### Request
Scan the following material for the string "component" and copy each line in which it appears.

### Recorded data
## Begin
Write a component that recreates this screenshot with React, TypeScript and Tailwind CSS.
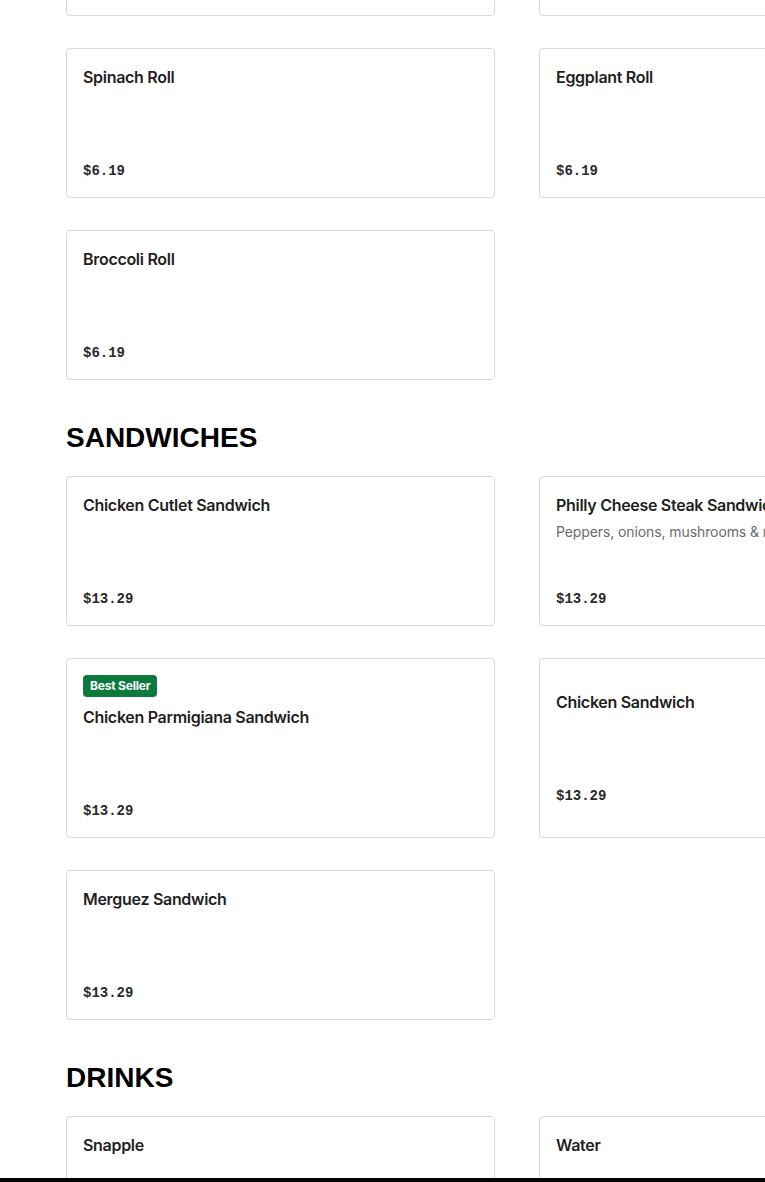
type Item = {
  name: string;
  price?: string;
  description?: string;
  badge?: string;
};

type Section = {
  title?: string;
  items: Item[];
};

const sections: Section[] = [
  {
    items: [
      { name: "Cabbage Roll", price: "$6.19" },
      { name: "Potato Roll", price: "$6.19" },
      { name: "Spinach Roll", price: "$6.19" },
      { name: "Eggplant Roll", price: "$6.19" },
      { name: "Broccoli Roll", price: "$6.19" },
    ],
  },
  {
    title: "SANDWICHES",
    items: [
      { name: "Chicken Cutlet Sandwich", price: "$13.29" },
      {
        name: "Philly Cheese Steak Sandwich",
        description: "Peppers, onions, mushrooms & melted cheese",
        price: "$13.29",
      },
      { name: "Chicken Parmigiana Sandwich", price: "$13.29", badge: "Best Seller" },
      { name: "Chicken Sandwich", price: "$13.29" },
      { name: "Merguez Sandwich", price: "$13.29" },
    ],
  },
  {
    title: "DRINKS",
    items: [
      { name: "Snapple", price: "$3.29" },
      { name: "Water", price: "$2.19" },
    ],
  },
];

function MenuCard({ item }: { item: Item }) {
  return (
    <div className="flex flex-col justify-center rounded-[4px] border border-[#d9d9d9] bg-white p-4">
      {item.badge && (
        <div className="mb-2 flex">
          <span className="flex h-[22px] items-center rounded-[4px] bg-[#0b7a3c] px-[7px] text-[12px] font-bold tracking-[-0.2px] text-white">
            {item.badge}
          </span>
        </div>
      )}
      <div className="flex min-h-[116px] flex-col">
        <h3 className="whitespace-nowrap text-[16px] font-semibold leading-6 tracking-[-0.3px] text-[#1f1f1f]">
          {item.name}
        </h3>
        {item.description && (
          <p className="mt-[5px] whitespace-nowrap text-[14px] leading-5 tracking-[-0.1px] text-[#6b6b6b]">
            {item.description}
          </p>
        )}
        <span className="mt-auto font-['Liberation_Mono',monospace] text-[14px] font-bold leading-5 text-[#2a2a2a]">
          {item.price}
        </span>
      </div>
    </div>
  );
}

export default function App() {
  return (
    <div className="min-h-screen overflow-hidden bg-white font-['Inter',sans-serif]">
      <div className="-mt-[134px] pl-[66px]">
        {sections.map((section, i) => (
          <div key={i} className={i > 0 ? "mt-10" : ""}>
            {section.title && (
              <h2 className="mb-5 font-['Liberation_Sans',sans-serif] text-[28px] font-black leading-9 text-black">
                {section.title}
              </h2>
            )}
            <div className="grid w-[902px] grid-cols-[429px_429px] gap-x-[44px] gap-y-8">
              {section.items.map((item) => (
                <MenuCard key={item.name} item={item} />
              ))}
            </div>
          </div>
        ))}
      </div>
      <div className="fixed bottom-0 left-0 h-1 w-full bg-black" />
    </div>
  );
}
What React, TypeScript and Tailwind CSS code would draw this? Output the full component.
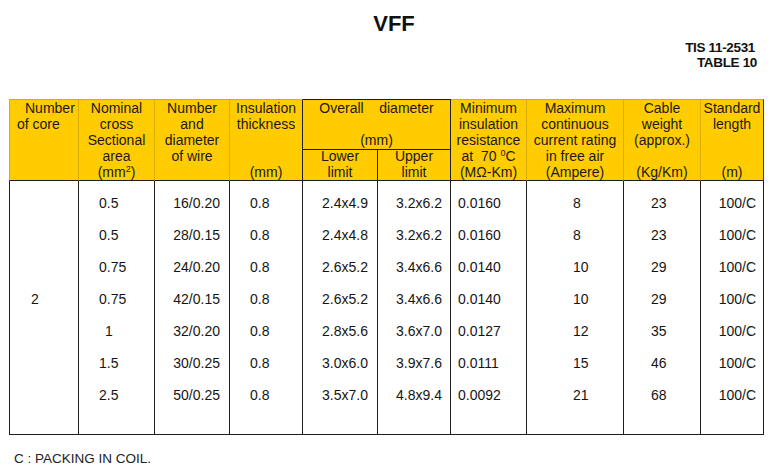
## End
### Reply
Write a component that recreates this screenshot with React, TypeScript and Tailwind CSS.
What React, TypeScript and Tailwind CSS code would draw this? Output the full component.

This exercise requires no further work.